St. Landry

Aug 2, 2011 6:29 AM by Lauren Wilson & AP

FAA investigates weekend plane crash in Opelousas

OPELOUSAS, La. (AP) - Federal investigators are looking for what caused a small plane to crash over the weekend shortly after takeoff from the St. Landry Parish Airport in Opelousas.
The Federal Aviation Administration was notified after the single-engine plane crashed about 11 a.m. Saturday.
The pilot, 52-year-old Arnold Reed Johnstone, of Tulsa, Okla., was treated at Opelousas General Health System for mild to moderate injuries and released Saturday afternoon. Det. Darren Zachary of the Opelousas Police Department said Johnstone, a retired commercial pilot, was the only occupant in the four-passenger plane.

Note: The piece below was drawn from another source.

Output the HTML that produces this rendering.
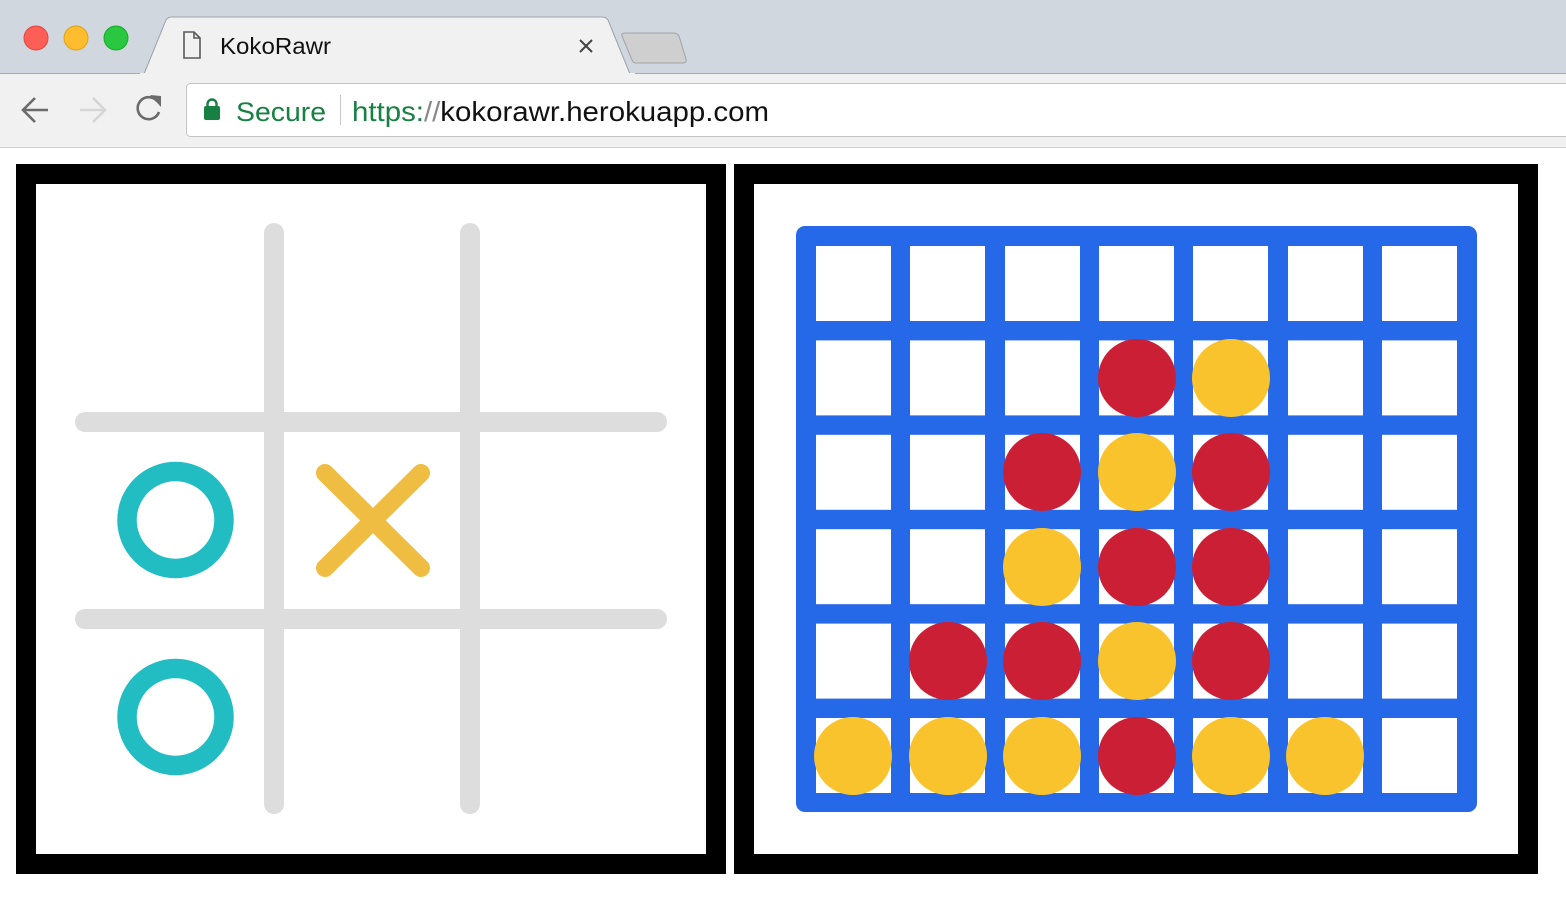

St. Landry Parish Director of Administration Jessie Bellard told The Daily World ( ) that the crash happened after the plane appeared to lose power.

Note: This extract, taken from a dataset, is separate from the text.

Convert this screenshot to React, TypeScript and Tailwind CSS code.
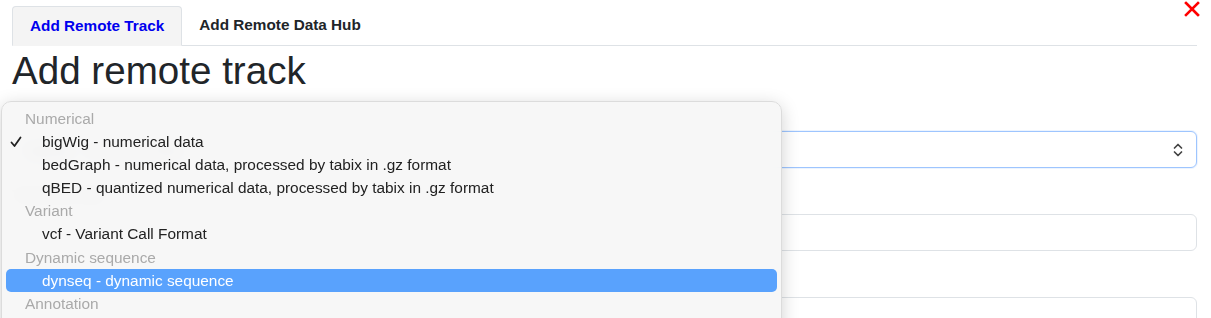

Johnstone tried to make an emergency landing on a dirt road between a soybean field and a line of trees, Bellard said.
Upon landing, he said, the plane's right wing appears to have struck the trees. The right wing tip had been sheared off and was lying with other debris near the landing point.

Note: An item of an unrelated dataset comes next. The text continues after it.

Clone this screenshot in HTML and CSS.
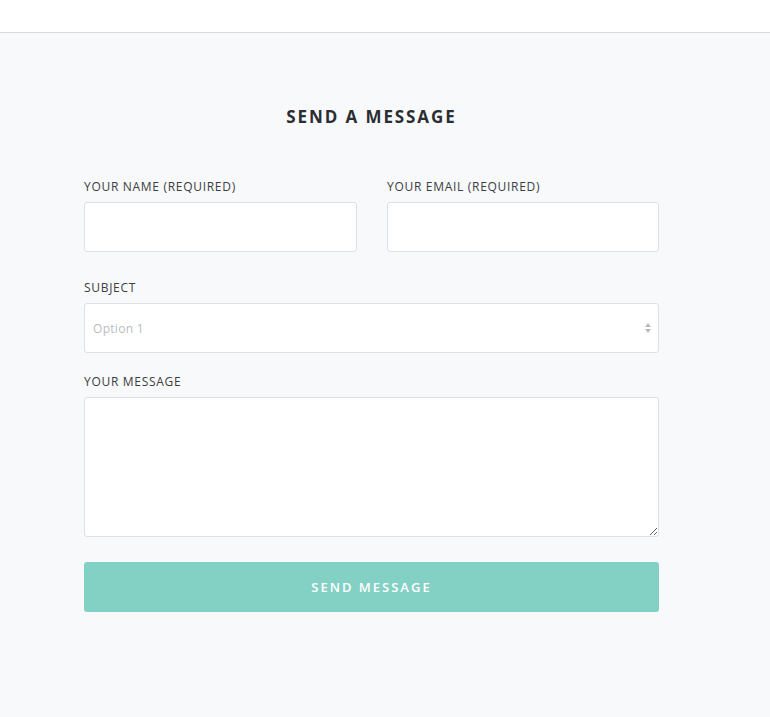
FILE: index.html
```html
<!DOCTYPE html>
<html lang="en">
  <head>
    <title>Send a message</title>
    <link rel="stylesheet" href="styles.css">
  </head>
  <body>
    <header class="topbar"></header>
    <main class="contact">
      <form class="contact-form">
        <h2 class="contact-title">Send a message</h2>
        <div class="row">
          <label class="field">
            <span class="field-label">Your Name (required)</span>
            <input type="text" class="field-input">
          </label>
          <label class="field">
            <span class="field-label">Your Email (required)</span>
            <input type="email" class="field-input">
          </label>
        </div>
        <label class="field">
          <span class="field-label">Subject</span>
          <span class="select">
            <select class="field-input">
              <option>Option 1</option>
              <option>Option 2</option>
            </select>
            <svg class="select-arrows" width="8" height="12" viewBox="0 0 8 12">
              <path d="M4 1 L7 5 H1 Z" fill="#b4b9bf"/>
              <path d="M4 11 L7 7 H1 Z" fill="#b4b9bf"/>
            </svg>
          </span>
        </label>
        <label class="field">
          <span class="field-label">Your Message</span>
          <textarea class="field-input field-area"></textarea>
        </label>
        <button type="button" class="send">Send Message</button>
      </form>
    </main>
  </body>
</html>
```

FILE: styles.css
```css
:root {
  --page-bg: #f8f9fa;
  --label-text: #3b3d42;
  --title-text: #2b2d33;
  --input-border: #dde0e4;
  --placeholder: #b8bdc3;
  --accent: #83d0c5;
}

html, body {
  margin: 0;
  min-height: 100vh;
  background: var(--page-bg);
}

body {
  font-family: "Open Sans", sans-serif;
}

.topbar {
  height: 32px;
  background: #fff;
  border-bottom: 1px solid #d8d9db;
}

.contact {
  padding: 72px 0 0 84px;
}

.contact-form {
  width: 575px;
  display: flex;
  flex-direction: column;
}

.contact-title {
  margin: 0 0 50px;
  text-align: center;
  font-size: 17px;
  font-weight: 700;
  letter-spacing: 1.9px;
  text-transform: uppercase;
  color: var(--title-text);
  line-height: 24px;
}

.row {
  display: grid;
  grid-template-columns: 273px 272px;
  column-gap: 30px;
  margin-bottom: 7px;
}

.field {
  display: flex;
  flex-direction: column;
  margin-bottom: 21px;
}

.field-label {
  font-size: 12px;
  line-height: 16px;
  letter-spacing: 0.7px;
  text-transform: uppercase;
  color: var(--label-text);
  margin-bottom: 7px;
}

.field-input {
  box-sizing: border-box;
  height: 50px;
  width: 100%;
  margin: 0;
  padding: 0 8px;
  border: 1px solid var(--input-border);
  border-radius: 3px;
  background: #fff;
  font: 12px "Open Sans", sans-serif;
  color: var(--placeholder);
}

.select {
  position: relative;
  display: block;
}
  .select select {
    appearance: none;
    -webkit-appearance: none;
    letter-spacing: 0.3px;
  }
  .select-arrows {
    position: absolute;
    right: 7px;
    top: 19px;
  }

.field-area {
  height: 140px;
  padding: 8px;
  resize: vertical;
}

.send {
  margin-top: 4px;
  height: 50px;
  border: 0;
  border-radius: 3px;
  background: var(--accent);
  color: #fff;
  font: 600 13px "Open Sans", sans-serif;
  letter-spacing: 2px;
  text-transform: uppercase;
}
```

The impact caused the small plane to begin a 180-degree spin,
coming to rest in the trees about 30- to 40- feet away.
Some of the landing gear from the heavily-damaged aircraft was lying in the middle of the dirt road. The plane had stopped parallel to a deep canal on the other side of the trees. The plane's left door was no more than 5 feet from the edge of the drop-off.
The airport was closed to all air traffic immediately after the accident, Bellard said.
"It didn't affect the runways. ...It actually has no bearing on what we do, where it's sitting, but the (Federal Aviation Administration) wants to make sure it's shut down" for safety concerns, Bellard said.
Authorities said the runways were reopened late Saturday.
The aircraft had been sold by a Krotz Springs resident to a buyer from another state. It had been completely refurbished, inside and out, Bellard said.
Johnstone had been hired to ferry the plane north to Minnesota, he added.